→ Information given
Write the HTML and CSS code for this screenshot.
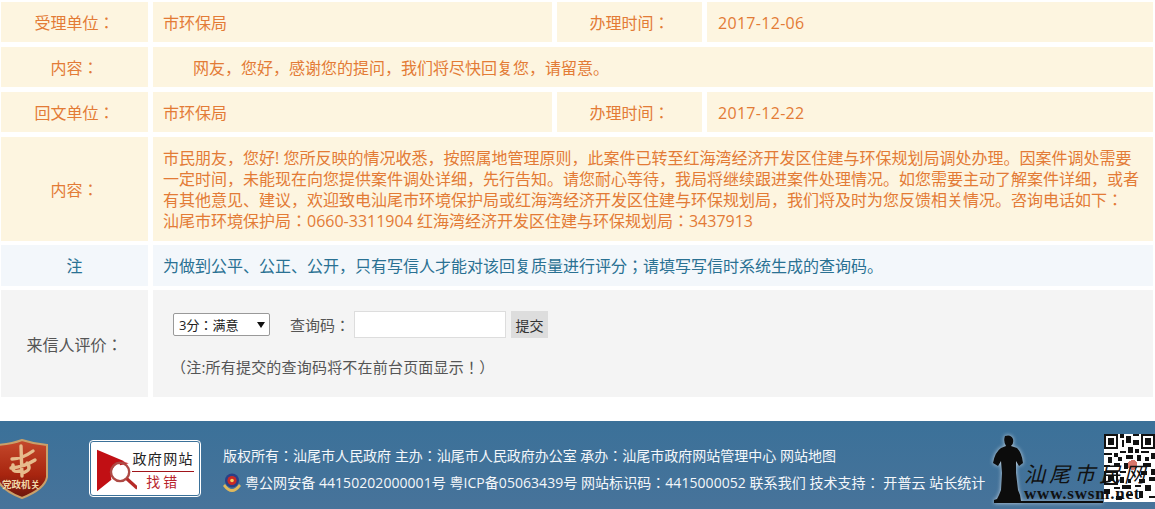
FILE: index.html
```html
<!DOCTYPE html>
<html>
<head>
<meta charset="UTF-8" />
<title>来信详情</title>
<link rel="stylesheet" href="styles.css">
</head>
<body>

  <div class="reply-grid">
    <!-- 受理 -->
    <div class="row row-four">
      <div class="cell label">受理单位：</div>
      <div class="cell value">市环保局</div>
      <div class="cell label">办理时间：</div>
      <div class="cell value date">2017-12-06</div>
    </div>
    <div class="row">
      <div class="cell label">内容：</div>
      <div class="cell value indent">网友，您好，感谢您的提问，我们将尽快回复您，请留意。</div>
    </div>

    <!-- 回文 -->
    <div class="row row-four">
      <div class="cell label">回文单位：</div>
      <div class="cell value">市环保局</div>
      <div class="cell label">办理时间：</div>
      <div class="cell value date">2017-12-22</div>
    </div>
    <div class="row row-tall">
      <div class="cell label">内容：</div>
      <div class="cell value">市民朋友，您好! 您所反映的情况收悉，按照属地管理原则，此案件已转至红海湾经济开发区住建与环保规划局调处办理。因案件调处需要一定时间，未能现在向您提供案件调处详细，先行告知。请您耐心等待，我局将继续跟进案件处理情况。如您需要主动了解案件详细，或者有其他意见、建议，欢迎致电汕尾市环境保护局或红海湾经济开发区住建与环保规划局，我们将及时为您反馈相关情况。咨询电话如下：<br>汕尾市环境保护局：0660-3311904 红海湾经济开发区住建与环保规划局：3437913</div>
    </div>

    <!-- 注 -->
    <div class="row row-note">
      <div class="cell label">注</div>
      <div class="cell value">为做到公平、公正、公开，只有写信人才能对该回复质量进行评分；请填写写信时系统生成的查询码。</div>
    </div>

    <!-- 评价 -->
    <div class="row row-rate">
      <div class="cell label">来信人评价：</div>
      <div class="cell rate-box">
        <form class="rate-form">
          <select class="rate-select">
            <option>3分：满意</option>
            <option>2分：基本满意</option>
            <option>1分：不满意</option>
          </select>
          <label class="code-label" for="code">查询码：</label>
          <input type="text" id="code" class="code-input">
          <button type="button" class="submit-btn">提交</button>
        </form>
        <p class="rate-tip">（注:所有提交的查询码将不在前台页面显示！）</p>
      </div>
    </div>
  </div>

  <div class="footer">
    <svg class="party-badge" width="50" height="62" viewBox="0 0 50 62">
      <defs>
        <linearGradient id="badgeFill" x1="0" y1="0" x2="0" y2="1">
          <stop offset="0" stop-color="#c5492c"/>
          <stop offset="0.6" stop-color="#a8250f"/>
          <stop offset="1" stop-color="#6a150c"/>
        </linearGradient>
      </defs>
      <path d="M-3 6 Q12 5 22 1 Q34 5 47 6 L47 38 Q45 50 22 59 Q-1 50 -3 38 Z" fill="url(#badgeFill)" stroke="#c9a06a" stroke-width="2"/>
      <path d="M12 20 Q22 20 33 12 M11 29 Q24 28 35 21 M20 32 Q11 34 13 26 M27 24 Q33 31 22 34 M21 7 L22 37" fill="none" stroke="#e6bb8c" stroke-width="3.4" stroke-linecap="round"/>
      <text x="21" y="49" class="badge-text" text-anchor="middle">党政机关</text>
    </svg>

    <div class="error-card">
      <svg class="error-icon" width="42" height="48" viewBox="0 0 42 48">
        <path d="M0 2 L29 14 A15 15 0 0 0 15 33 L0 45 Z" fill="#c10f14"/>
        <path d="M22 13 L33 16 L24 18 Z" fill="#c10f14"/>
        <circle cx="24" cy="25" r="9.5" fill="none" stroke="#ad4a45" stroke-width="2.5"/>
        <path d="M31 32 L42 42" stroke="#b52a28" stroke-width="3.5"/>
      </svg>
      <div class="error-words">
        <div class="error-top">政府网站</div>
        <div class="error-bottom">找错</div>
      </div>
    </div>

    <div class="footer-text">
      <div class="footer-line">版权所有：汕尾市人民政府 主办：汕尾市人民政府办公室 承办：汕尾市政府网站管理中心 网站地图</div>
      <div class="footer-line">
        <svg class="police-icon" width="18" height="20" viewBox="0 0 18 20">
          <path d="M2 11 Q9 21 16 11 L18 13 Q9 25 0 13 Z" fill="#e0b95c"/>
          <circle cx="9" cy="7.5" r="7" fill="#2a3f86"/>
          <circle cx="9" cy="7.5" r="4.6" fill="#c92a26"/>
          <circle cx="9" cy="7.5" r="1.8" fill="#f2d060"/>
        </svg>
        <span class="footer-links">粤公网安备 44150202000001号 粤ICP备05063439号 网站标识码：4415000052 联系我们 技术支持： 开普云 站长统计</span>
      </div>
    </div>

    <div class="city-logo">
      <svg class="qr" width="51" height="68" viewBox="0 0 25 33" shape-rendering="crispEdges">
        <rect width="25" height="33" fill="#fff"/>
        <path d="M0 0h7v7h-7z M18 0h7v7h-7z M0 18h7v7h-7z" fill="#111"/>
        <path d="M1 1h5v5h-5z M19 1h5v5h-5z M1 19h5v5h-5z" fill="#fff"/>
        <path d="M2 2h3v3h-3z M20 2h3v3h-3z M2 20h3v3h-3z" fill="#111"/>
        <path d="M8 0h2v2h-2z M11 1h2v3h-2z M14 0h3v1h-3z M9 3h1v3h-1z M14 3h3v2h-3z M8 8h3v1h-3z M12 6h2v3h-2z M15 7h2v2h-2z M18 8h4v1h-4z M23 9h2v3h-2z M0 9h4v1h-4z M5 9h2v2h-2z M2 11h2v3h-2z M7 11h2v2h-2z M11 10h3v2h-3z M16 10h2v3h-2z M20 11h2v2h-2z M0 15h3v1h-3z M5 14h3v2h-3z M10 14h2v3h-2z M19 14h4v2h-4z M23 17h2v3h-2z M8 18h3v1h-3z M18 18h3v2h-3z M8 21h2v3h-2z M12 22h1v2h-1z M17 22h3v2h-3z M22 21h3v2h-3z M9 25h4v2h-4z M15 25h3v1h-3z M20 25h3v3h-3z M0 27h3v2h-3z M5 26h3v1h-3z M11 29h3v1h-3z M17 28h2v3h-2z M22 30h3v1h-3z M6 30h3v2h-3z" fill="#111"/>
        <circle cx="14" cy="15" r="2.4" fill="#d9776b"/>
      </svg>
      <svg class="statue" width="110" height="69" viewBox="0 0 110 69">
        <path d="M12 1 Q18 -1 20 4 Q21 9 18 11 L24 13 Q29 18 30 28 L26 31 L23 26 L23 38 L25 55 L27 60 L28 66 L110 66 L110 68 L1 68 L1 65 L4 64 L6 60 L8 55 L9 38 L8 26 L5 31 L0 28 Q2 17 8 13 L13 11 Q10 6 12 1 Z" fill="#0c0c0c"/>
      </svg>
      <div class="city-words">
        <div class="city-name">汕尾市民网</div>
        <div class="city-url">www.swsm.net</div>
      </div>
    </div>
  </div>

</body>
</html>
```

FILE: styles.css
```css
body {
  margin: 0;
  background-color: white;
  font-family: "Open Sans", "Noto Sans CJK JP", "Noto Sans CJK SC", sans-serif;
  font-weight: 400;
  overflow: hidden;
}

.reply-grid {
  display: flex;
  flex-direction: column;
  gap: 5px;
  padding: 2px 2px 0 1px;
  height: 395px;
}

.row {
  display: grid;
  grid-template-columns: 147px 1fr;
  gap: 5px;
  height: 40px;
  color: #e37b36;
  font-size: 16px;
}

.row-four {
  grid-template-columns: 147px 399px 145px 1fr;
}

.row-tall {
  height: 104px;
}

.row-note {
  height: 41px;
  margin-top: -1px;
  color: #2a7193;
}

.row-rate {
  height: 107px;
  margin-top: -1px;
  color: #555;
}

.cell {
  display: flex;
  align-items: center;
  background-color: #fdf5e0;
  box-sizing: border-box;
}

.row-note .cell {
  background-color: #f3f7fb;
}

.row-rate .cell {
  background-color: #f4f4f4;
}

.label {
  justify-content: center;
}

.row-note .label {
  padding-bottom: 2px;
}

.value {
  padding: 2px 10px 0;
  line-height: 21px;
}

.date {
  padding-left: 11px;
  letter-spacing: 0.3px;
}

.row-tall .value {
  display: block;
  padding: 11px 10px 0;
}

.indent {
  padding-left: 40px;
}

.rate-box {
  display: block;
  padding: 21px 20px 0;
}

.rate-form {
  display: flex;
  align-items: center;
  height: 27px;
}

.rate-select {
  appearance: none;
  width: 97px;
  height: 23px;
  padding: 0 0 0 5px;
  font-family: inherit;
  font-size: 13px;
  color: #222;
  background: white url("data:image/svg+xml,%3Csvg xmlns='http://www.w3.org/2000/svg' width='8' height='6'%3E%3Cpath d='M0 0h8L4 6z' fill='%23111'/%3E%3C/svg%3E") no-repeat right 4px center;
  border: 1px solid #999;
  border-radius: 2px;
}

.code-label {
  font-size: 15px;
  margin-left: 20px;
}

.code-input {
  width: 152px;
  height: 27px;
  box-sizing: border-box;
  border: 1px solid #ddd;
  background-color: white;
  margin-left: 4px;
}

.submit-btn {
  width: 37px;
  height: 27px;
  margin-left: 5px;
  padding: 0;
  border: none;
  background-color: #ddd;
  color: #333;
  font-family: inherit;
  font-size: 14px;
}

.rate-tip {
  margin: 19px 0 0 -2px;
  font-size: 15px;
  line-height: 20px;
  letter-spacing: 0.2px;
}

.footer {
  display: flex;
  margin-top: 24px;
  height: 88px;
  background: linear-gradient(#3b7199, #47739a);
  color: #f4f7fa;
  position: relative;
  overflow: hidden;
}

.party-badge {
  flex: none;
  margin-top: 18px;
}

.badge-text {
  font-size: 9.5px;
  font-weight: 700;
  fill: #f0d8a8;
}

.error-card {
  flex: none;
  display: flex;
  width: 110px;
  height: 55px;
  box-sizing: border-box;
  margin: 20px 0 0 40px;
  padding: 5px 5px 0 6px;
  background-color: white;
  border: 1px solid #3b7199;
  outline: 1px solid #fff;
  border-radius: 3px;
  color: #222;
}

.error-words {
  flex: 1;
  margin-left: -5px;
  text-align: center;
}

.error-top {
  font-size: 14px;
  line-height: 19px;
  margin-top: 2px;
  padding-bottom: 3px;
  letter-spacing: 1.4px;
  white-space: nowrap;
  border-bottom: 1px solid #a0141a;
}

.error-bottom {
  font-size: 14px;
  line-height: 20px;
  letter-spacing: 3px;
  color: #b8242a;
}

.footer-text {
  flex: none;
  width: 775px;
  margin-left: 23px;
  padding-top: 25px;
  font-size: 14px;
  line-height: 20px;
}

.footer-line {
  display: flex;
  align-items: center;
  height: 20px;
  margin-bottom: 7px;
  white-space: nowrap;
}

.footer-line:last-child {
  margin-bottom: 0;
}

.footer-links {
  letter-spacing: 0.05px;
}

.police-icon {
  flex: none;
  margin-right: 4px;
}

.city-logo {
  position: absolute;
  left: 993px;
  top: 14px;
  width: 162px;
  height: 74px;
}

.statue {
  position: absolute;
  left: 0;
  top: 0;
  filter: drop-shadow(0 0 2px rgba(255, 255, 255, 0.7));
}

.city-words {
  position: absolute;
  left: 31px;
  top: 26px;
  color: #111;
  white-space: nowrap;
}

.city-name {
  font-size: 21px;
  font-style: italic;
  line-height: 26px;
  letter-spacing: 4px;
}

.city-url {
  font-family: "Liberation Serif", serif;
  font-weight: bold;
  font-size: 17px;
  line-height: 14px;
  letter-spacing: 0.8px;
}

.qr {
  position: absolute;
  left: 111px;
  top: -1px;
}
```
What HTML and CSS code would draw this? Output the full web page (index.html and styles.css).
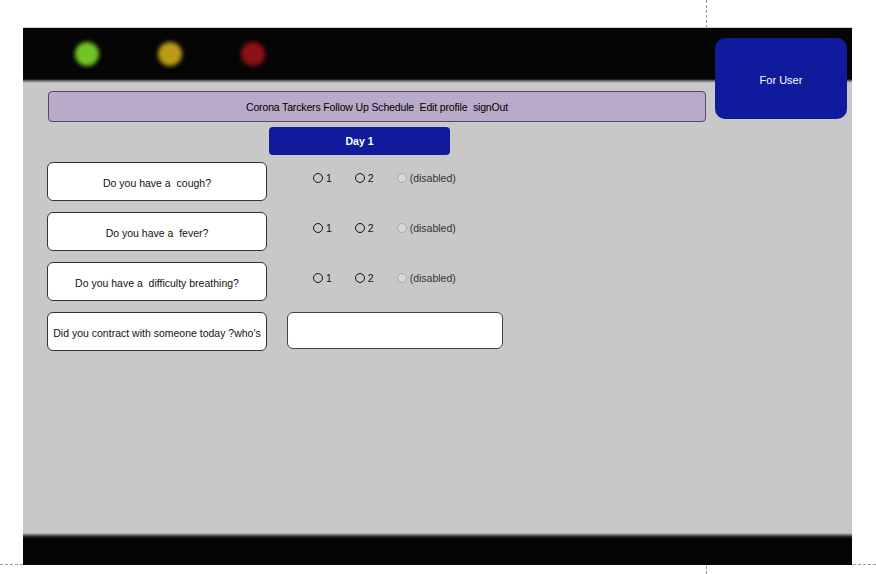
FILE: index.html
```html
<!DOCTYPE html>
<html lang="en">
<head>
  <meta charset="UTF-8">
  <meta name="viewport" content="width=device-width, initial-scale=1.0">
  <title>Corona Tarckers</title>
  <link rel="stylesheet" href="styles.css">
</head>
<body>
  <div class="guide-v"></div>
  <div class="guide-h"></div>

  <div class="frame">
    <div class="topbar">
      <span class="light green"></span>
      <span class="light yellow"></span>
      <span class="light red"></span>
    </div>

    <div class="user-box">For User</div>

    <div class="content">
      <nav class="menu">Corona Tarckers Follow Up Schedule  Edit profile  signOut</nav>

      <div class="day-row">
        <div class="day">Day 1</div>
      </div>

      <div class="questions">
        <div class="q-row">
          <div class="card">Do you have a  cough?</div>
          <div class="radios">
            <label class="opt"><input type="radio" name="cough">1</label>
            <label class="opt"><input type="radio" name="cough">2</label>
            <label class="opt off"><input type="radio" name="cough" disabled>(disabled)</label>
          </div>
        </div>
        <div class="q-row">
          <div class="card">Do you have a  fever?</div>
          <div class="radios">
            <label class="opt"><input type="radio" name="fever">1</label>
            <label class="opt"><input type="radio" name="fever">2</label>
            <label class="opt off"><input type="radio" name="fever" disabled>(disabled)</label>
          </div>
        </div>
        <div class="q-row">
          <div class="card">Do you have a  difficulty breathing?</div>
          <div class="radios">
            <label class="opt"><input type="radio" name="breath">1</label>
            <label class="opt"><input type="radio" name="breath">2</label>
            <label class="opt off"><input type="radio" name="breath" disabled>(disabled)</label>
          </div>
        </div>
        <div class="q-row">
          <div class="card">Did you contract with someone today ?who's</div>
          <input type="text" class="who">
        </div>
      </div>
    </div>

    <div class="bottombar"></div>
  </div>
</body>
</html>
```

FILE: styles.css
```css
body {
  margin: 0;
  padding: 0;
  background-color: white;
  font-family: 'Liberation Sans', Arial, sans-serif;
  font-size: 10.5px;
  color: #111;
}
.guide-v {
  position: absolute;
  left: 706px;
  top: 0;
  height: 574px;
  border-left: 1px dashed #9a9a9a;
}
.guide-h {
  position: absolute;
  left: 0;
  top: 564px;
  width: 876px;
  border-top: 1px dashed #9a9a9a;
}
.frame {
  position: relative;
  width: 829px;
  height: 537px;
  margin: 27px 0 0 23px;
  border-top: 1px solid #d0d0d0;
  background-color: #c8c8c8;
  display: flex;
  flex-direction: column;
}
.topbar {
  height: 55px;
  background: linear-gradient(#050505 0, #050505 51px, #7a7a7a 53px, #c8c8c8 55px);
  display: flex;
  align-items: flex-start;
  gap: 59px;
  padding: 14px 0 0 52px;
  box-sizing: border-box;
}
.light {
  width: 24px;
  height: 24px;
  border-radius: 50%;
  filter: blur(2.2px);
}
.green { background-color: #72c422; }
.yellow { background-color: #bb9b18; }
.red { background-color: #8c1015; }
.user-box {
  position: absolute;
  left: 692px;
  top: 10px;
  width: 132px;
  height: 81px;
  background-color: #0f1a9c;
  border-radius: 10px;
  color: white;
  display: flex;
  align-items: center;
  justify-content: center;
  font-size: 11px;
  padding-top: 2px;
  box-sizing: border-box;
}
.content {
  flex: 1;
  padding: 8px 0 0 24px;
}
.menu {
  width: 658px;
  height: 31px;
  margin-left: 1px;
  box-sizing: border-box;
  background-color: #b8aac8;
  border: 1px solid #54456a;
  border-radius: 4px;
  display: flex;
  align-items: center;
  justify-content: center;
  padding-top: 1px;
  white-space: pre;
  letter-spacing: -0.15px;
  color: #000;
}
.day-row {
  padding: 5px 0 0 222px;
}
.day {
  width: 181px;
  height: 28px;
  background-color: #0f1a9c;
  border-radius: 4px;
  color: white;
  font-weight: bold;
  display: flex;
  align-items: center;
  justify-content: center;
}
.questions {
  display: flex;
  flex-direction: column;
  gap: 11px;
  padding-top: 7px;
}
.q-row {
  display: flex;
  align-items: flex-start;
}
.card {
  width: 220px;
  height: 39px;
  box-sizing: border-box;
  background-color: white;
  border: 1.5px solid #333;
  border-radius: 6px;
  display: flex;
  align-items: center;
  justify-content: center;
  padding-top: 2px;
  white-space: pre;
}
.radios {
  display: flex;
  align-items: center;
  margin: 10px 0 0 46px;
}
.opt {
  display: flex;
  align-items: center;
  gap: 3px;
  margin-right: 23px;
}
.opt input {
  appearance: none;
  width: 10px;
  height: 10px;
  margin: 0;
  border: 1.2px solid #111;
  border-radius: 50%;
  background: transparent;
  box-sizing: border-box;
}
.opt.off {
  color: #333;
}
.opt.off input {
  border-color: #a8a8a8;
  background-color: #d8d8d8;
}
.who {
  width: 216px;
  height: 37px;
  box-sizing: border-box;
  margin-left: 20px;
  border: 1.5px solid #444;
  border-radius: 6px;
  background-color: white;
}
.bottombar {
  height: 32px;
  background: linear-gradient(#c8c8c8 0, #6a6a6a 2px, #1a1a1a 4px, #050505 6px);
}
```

→ Task to carry out
Which lines hold the string "styles"? List them all.

→ Final result
<link rel="stylesheet" href="styles.css">
FILE: styles.css
What HTML and CSS code would draw this? Output the full web page (index.html and styles.css).
  <link rel="stylesheet" href="styles.css">
FILE: styles.css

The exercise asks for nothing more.